Russian rockets hit Ukraine’s Lviv in two attacks

Five people wounded after two rockets hit a fuel depot and two others later hit a military factory in the western city.

Several Russian rockets have struck the western Ukrainian city of Lviv, which has been a haven for displaced people since Russia’s invasion began on February 24.

Governor Maksym Kozytsky said two rockets struck a fuel depot in the city’s eastern outskirts in mid-afternoon on Saturday, injuring five people, and two rockets later hit a military factory.

He added that he had visited the scene of the first strikes and that the situation was “under control”, but called on residents to take shelter.

Mayor Andriy Sadoviy said another air raid had caused “significant damage” to infrastructure facilities.”

“Residential buildings were not damaged,” he wrote on Twitter without sharing details of the location.

Lviv, some 60km (37 miles) from the Polish border, had so far escaped the bombardment and fighting that devastated some Ukrainian cities closer to Russia.

The city had a prewar population of about 717,000 but has become a refuge for thousands of families fleeing the worst of the fighting in eastern, southern and central Ukraine and a transit hub for people fleeing the country.

Despite more than four weeks of fighting, Russia has so far failed to seize any major Ukrainian city. The conflict has killed thousands of people, sent nearly 3.8 million abroad and driven more than half of Ukraine’s children from their homes, according to the United Nations.

Moscow signalled on Friday it was scaling back its military ambitions to focus on territory claimed by Russian-backed separatists in the east, before striking the outskirts of Lviv on Saturday.
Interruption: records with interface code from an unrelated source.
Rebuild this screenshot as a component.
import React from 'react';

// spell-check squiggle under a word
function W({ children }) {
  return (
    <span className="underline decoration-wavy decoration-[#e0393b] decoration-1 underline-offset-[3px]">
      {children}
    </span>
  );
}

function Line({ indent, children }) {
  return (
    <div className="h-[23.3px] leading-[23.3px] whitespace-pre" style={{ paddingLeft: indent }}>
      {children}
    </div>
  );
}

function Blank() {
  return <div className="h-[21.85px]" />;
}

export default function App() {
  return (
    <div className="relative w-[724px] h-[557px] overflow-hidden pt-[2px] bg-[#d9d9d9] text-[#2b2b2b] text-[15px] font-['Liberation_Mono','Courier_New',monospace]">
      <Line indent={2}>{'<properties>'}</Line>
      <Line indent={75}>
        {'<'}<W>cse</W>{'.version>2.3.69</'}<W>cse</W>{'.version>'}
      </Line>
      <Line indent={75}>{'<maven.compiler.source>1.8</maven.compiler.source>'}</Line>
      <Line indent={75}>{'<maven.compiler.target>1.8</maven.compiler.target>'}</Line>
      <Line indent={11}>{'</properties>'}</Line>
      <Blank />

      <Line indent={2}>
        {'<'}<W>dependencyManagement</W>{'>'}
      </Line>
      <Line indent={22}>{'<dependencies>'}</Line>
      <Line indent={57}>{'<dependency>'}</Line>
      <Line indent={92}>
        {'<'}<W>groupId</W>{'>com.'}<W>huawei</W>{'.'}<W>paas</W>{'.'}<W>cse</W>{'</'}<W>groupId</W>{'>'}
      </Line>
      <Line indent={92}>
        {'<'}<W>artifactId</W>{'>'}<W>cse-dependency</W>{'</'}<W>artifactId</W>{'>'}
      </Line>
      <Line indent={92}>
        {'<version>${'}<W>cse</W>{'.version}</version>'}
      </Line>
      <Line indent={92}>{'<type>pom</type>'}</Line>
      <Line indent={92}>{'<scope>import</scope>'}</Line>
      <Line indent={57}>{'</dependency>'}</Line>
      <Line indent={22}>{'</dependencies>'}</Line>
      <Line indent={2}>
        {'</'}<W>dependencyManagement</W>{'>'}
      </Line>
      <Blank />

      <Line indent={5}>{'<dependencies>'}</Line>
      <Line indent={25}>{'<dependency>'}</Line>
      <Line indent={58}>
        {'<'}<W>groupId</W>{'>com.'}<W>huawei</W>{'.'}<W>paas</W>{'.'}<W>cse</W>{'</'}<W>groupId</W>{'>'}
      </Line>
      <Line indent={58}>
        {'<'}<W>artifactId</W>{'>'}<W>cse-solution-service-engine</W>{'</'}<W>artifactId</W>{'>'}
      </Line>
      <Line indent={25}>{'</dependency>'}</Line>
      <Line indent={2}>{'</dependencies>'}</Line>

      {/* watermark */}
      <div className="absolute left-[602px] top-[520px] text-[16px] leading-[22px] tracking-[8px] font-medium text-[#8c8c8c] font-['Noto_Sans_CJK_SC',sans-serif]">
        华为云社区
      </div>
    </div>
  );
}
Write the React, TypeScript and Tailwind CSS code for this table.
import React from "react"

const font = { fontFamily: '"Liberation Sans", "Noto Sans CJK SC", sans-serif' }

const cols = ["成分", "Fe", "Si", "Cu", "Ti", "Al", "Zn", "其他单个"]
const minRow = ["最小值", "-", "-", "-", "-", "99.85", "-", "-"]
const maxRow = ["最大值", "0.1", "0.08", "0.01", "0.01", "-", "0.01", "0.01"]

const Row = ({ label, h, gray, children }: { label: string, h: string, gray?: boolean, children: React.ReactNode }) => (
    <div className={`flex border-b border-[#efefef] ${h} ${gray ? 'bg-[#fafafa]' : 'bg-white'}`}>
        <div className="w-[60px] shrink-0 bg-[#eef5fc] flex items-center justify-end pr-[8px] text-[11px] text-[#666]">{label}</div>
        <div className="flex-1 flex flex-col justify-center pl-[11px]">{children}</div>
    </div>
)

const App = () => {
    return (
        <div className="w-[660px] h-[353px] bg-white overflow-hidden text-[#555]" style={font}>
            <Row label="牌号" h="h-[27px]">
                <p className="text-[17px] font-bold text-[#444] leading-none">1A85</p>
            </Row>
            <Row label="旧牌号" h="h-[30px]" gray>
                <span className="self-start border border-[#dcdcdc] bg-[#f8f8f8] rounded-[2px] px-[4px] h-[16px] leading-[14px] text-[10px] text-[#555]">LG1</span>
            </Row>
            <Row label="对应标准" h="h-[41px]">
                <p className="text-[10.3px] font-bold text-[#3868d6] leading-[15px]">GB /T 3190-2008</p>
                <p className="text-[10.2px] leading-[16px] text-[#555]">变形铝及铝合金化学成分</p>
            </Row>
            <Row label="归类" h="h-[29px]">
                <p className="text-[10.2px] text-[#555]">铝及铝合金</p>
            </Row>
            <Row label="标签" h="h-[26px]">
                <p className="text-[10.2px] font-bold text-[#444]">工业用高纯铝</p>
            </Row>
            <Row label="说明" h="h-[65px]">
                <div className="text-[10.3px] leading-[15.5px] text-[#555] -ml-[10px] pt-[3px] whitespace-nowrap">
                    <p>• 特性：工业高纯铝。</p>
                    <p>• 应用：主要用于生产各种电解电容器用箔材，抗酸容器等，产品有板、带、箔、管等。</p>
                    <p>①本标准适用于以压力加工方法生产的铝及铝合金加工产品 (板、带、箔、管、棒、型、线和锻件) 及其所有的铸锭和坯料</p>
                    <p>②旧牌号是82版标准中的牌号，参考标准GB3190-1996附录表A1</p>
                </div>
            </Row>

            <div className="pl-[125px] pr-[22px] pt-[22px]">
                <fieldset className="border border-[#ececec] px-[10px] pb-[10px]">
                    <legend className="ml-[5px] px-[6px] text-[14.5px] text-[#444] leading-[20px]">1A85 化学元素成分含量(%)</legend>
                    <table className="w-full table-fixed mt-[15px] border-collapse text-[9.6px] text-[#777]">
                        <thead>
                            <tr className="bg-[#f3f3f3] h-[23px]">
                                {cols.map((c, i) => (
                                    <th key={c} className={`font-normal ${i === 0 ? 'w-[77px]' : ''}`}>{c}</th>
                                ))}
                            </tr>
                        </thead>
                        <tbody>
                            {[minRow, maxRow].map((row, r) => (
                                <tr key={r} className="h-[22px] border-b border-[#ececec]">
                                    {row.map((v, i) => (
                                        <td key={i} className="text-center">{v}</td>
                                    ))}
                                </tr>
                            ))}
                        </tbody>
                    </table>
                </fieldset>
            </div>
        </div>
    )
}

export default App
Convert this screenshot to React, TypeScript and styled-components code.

The strikes on Lviv took place while US President Joe Biden was visiting Poland.

Biden described Russian President Vladimir Putin as a “butcher” during his first face-to-face meeting with top Ukrainian officials since the start of the war.

The meeting, held in the Polish capital Warsaw, was Biden’s final stop on a trip to Europe aimed at underscoring his opposition to the Russian invasion, his solidarity with Ukraine and his determination to work closely with Western allies to confront the crisis.

NATO has so far ruled out a no-fly zone over Ukraine requested by Ukrainian President Volodymyr Zelenskyy, fearing it would lead to direct clashes with Russian forces and a Europe-wide escalation.